O ciclo das secas sofre influência do aumento de temperatura dos oceanos
Atlântico e Pacífico, de modo que, de acordo com a MMA (2012), o aumento das
temperaturas na superfície do Atlântico Tropical, a ocorrência das águas
anomalamente quentes, com temperatura da superfície do mar
alta (TSM quente) sobre o Atlântico Equatorial e Sule mais
frias no Atlântico Tropical Norte são observadas em anos com pluviometria acima
da media no período de março a maio de cada ano para o leste da Região Nordeste
e seca no norte do nordeste e leste amazônico, situação que se inverte quando
ocorre TSM quente no Atlântico Sul e fria no Atlântico Norte, dadas as
influências que a temperatura do oceano exerce nas correntes de ar no Nordeste.

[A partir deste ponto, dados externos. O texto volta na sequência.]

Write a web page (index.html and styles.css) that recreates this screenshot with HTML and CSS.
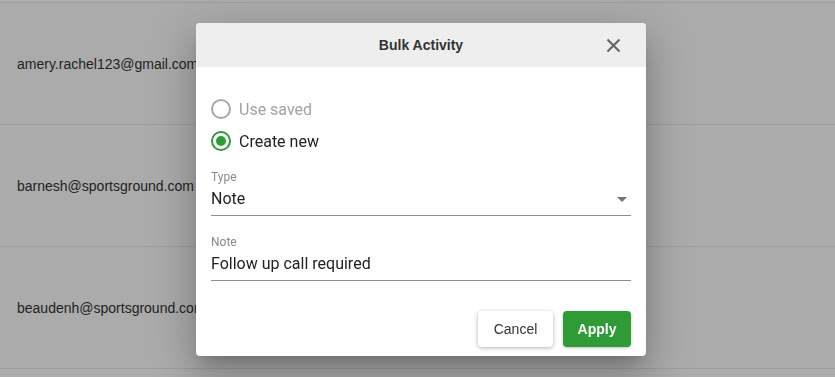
FILE: index.html
```html
<!DOCTYPE html>
<html lang="en">
<head>
<meta charset="utf-8">
<title>Bulk Activity</title>
<link rel="stylesheet" href="styles.css">
</head>
<body>
<div class="list">
  <div class="row">amery.rachel123@gmail.com</div>
  <div class="row">barnesh@sportsground.com</div>
  <div class="row">beaudenh@sportsground.com</div>
  <div class="row row-partial"></div>
</div>
<div class="backdrop"></div>
<div class="dialog">
  <div class="dialog-header">
    <span class="dialog-title">Bulk Activity</span>
    <button class="close" aria-label="Close">
      <svg width="15" height="15" viewBox="0 0 15 15"><path d="M1.5 1.5L13.5 13.5M13.5 1.5L1.5 13.5" stroke="#666" stroke-width="2.2" fill="none"/></svg>
    </button>
  </div>
  <div class="dialog-body">
    <div class="radio-group">
      <label class="radio disabled"><span class="circle"></span><span>Use saved</span></label>
      <label class="radio checked"><span class="circle"><span class="dot"></span></span><span>Create new</span></label>
    </div>
    <div class="field">
      <div class="field-label">Type</div>
      <div class="field-input"><span>Note</span><span class="caret"></span></div>
    </div>
    <div class="field field-note">
      <div class="field-label">Note</div>
      <div class="field-input"><span>Follow up call required</span></div>
    </div>
    <div class="actions">
      <button class="btn btn-cancel">Cancel</button>
      <button class="btn btn-apply">Apply</button>
    </div>
  </div>
</div>
</body>
</html>
```
FILE: styles.css
```css
html, body {
  margin: 0;
  padding: 0;
  background: #ffffff;
  font-family: "Liberation Sans", Arial, sans-serif;
  overflow: hidden;
  height: 377px;
}
.list {
  padding-top: 2px;
}
.row {
  box-sizing: border-box;
  height: 122px;
  border-top: 1px solid #ececec;
  display: flex;
  align-items: center;
  padding-left: 17px;
  font-size: 14px;
  color: #333;
}
.row-partial {
  height: 9px;
}
.backdrop {
  position: fixed;
  inset: 0;
  background: rgba(0, 0, 0, 0.33);
}
.dialog {
  position: absolute;
  left: 196px;
  top: 23px;
  width: 450px;
  background: #fff;
  border-radius: 4px;
  overflow: hidden;
  box-shadow: 0 11px 15px -7px rgba(0,0,0,.2), 0 24px 38px 3px rgba(0,0,0,.14), 0 9px 46px 8px rgba(0,0,0,.12);
}
.dialog-header {
  height: 44px;
  background: #eeeeee;
  display: flex;
  align-items: center;
  justify-content: center;
  position: relative;
}
.dialog-title {
  font-weight: bold;
  font-size: 14px;
  color: #333;
}
.close {
  position: absolute;
  right: 25px;
  top: 15px;
  width: 15px;
  height: 15px;
  padding: 0;
  border: 0;
  background: none;
  display: flex;
}
.dialog-body {
  padding: 26px 15px 9px;
  font-family: Roboto, "Liberation Sans", sans-serif;
}
.radio-group {
  display: flex;
  flex-direction: column;
}
.radio {
  height: 32px;
  display: flex;
  align-items: center;
  gap: 8px;
  font-size: 16px;
  color: #222;
}
.radio .circle {
  box-sizing: border-box;
  width: 20px;
  height: 20px;
  border-radius: 50%;
  border: 2px solid #2e9b38;
  display: flex;
  align-items: center;
  justify-content: center;
}
.radio.disabled {
  color: #a3a3a3;
}
.radio.disabled .circle {
  border-color: #a8a8a8;
}
.dot {
  width: 10px;
  height: 10px;
  border-radius: 50%;
  background: #2e9b38;
}
.field {
  margin-top: 13px;
}
.field-note {
  margin-top: 19px;
}
.field-label {
  font-size: 12px;
  line-height: 14px;
  color: #8a8a8a;
}
.field-input {
  margin-top: 5px;
  font-size: 16px;
  line-height: 20px;
  color: #222;
  padding-bottom: 6px;
  border-bottom: 1px solid #8f8f8f;
  display: flex;
  justify-content: space-between;
  align-items: center;
}
.caret {
  width: 0;
  height: 0;
  border-left: 5px solid transparent;
  border-right: 5px solid transparent;
  border-top: 5px solid #757575;
  margin-right: 4px;
}
.actions {
  margin-top: 30px;
  display: flex;
  justify-content: flex-end;
  gap: 10px;
}
.btn {
  height: 36px;
  border: 0;
  border-radius: 4px;
  font-family: "Liberation Sans", Arial, sans-serif;
  font-size: 14px;
}
.btn-cancel {
  width: 75px;
  background: #fff;
  color: #333;
  box-shadow: 0 1px 4px rgba(0,0,0,.3);
}
.btn-apply {
  width: 68px;
  background: #2e9b36;
  color: #fff;
  font-weight: bold;
  box-shadow: 0 1px 3px rgba(0,0,0,.25);
}
```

Reconhece-se também que o aquecimento do Pacífico Equatorial
Leste (El-Niño), mostra conexão com os eventos de seca na Região Nordeste, uma
vez que esse fenômeno inverte as células de convecção atmosférica e, com o
aumento da circulação descendente a leste, impede a formação de nuvens sobre a
Região Nordeste e parte da Amazônia de modo que em anos de El-Niño, ocorrem
secas nessas áreas(MMA, 2012; MMA, 2007) que têm a alta entrada de energia
solar promovendo considerável evaporação, capaz de neutralizar os efeitos das
chuvas sazonais(Ab’Saber, 1974).
Referências
AB’SÁBER, A. N. Províncias geológicas e
domínios morfoclimáticos no Brasil. Geomorfologia,
São Paulo,v. 43, p. 20-26,1970.
AB’SABER,
A. N. O domínio morfoclimático das caatingas brasileiras. São Paulo: Instituto
de Geografia, USP, Geomorfologia, 1974.
GALVÃO,
A. C. F. A questão da água no Nordeste. Brasília,MMA/ANA/CGEE, 2012.
MABESSONE, J. M. Panorama
geomorfológico do nordeste brasileiro. Geomorfologia,
São Paulo, V. 56.p. 1-16,1978.
PRADO,
Darién E. As caatingas da América do Sul. Ecologia e conservação da Caatinga,
v. 2, p. 3-74, 2003.
SANTANA,
Marcos Oliveira. Atlas das áreas susceptíveis à desertificação do Brasil. 2007.